Commander Happy Mohan is in charge of a briefing that Rear Admiral Pattanayak will give to the South African media. Few ambassadors of goodwill can claim to carry their nomenclatures with easier aplomb.
In the exercise in the waters of the two oceans, however, the commander was the man in charge of more serious business — called "VBSS". That is naval jargon for "visit, board, search and seize", one of the many drills that the three navies practised to intercept and neutralise "enemy" vessels in the high seas.
"We are three navies on the rise. This is the new 'New World'," says Rear Admiral "Rusty" Higgs, the South African task force commander.
Inside the hangar of the SAN Amatola, his voice booms: "Led by the Indian Navy, IBSAMAR II has increased its area of operations and intensified its combined operations."
At a time India is making bad news in South Africa (that is sending a large contingent to the Commonwealth Games in Delhi) fresh from a successful Fifa World Cup, at least the Indian Navy is not at sea for the wrong reasons.
Higgs says the three navies have practised anti-submarine warfare and aerial defence among other manoeuvres.
For two weeks now, a potent Indian naval flotilla is leading trilateral war games involving the navies of South Africa and Brazil in the second edition of IBSAMAR around the southern tip of Africa where the Atlantic and the Indian oceans meet. The 15-day war games officially end tomorrow.
It will take nearly three weeks for the four warships — the frigate INS Ganga and the replenishment vessel INS Aditya are accompanying the Mysore and the Tabar — from the western fleet to return to Mumbai with a stopover in Mauritius.
It is here, however, in the Cape of Good Hope — one of the most strategic geopolitical points on the global map — that the reason for the Indian Navy's presence in these waters is so telling.
In the drive through the "fynbos" — the South African grassland that climbs to Cape point — it is impossible to miss a giant US Air Force C-17 Globemaster III transport plane — circling over the Cape peninsula.
The plane has taken off from the South African Air Force base in Cape Town's Ysterplaat, possibly with delegates to the African Aerospace and Defence Exhibition to give its passengers an aerial survey of the continent's tip.
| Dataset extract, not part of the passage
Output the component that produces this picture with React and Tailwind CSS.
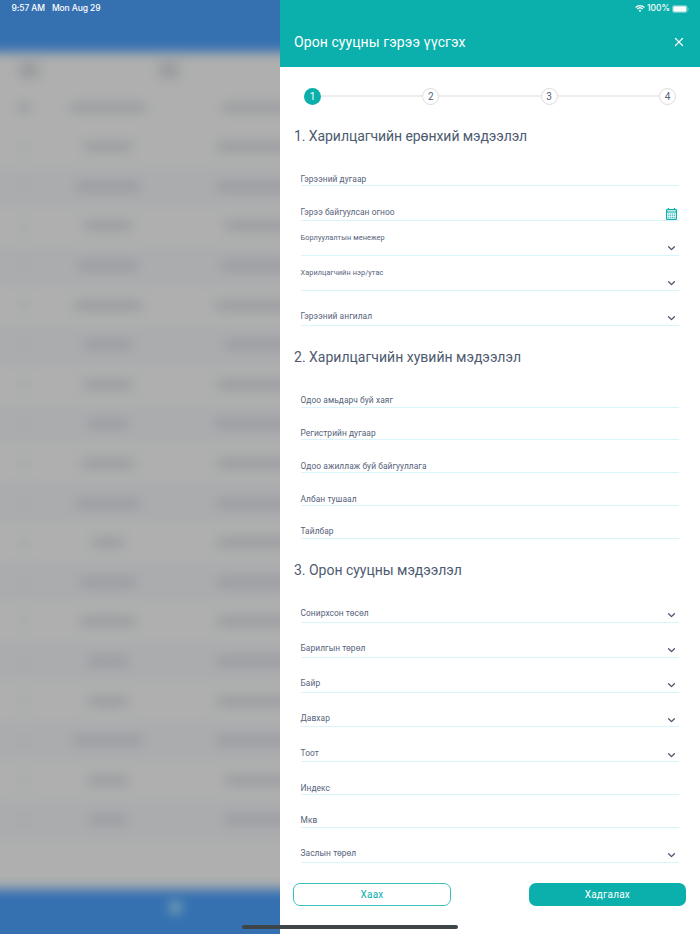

The Indian Air Force is about to contract 10 Globemaster III aircraft.
Inside the Ysterplaat Air Force base, the American soldiers are among the militaries of some 40 countries that have sent delegations to the exhibition.
The Defence Research and Development Organisation, the Ordnance Factory Board, Bharat Electronics and the India-Russia joint venture Brahmos (missile developer) mark the Indian military presence in two separate hangars.
But it is the Chinese pavilion, which occupies a full hangar that catches the eye. When the Mysore and the Tabar dock alongside the South African Navy's German-built frigate, the SAN Amatola, it not only coincides with Africa's defence show but also a coming-out of the Chinese in the continent.
China sources more than half of its oil supplies from Africa. Among the exhibits in the Chinese pavilion is a model of the JF-17 Thunder, the Chinese-built fighter aircraft that Beijing is gifting to Islamabad.
The aircraft is not on the flight line alongside the Gripen that the South African Air Force has inducted from Sweden. The Gripen is one of the six competitors for an Indian — and currently the world's largest order — that could top $12 billion.
Africa's chilly spring of 2010 at the foot of Table Mountain marks not only a change of seasons but also a global meet of military compulsions with strategic targets.
In his foreword to the document that goes with its official doctrine ("Freedom to use the seas: India's maritime military strategy"), the Indian Navy's former chief, Admiral Sureesh Mehta, writes: "The maritime military strategy recognises that the major task of the Indian Navy during the 21st century will be to use warships to support national foreign policy."
The same document lists the Cape of Good Hope as the one of the nine "choke points" in the Indian Ocean region that the Indian Navy considers its domain.
"The Cape of Good Hope is not a conventional choke point since adequate depth of water lies to its south and the passage of ships is not restricted by land," it says. "However, economic sense and unfavourable currents (of the Indian and Atlantic Oceans) demand that ships pass close to land which makes them susceptible to attack and grounding."
For the moment, the only signs of aggression here are from the Southern Right Whale, a protected species that dives and spouts in the seas around Cape of Good Hope where the resort named Boulders is the habitat of Jackass penguins.
Now there are Chinese military planes in the hangars and Indian warships in the ports. The Cape of Good Hope is still where it is: overlooking False Bay, home of shipwrecks for centuries.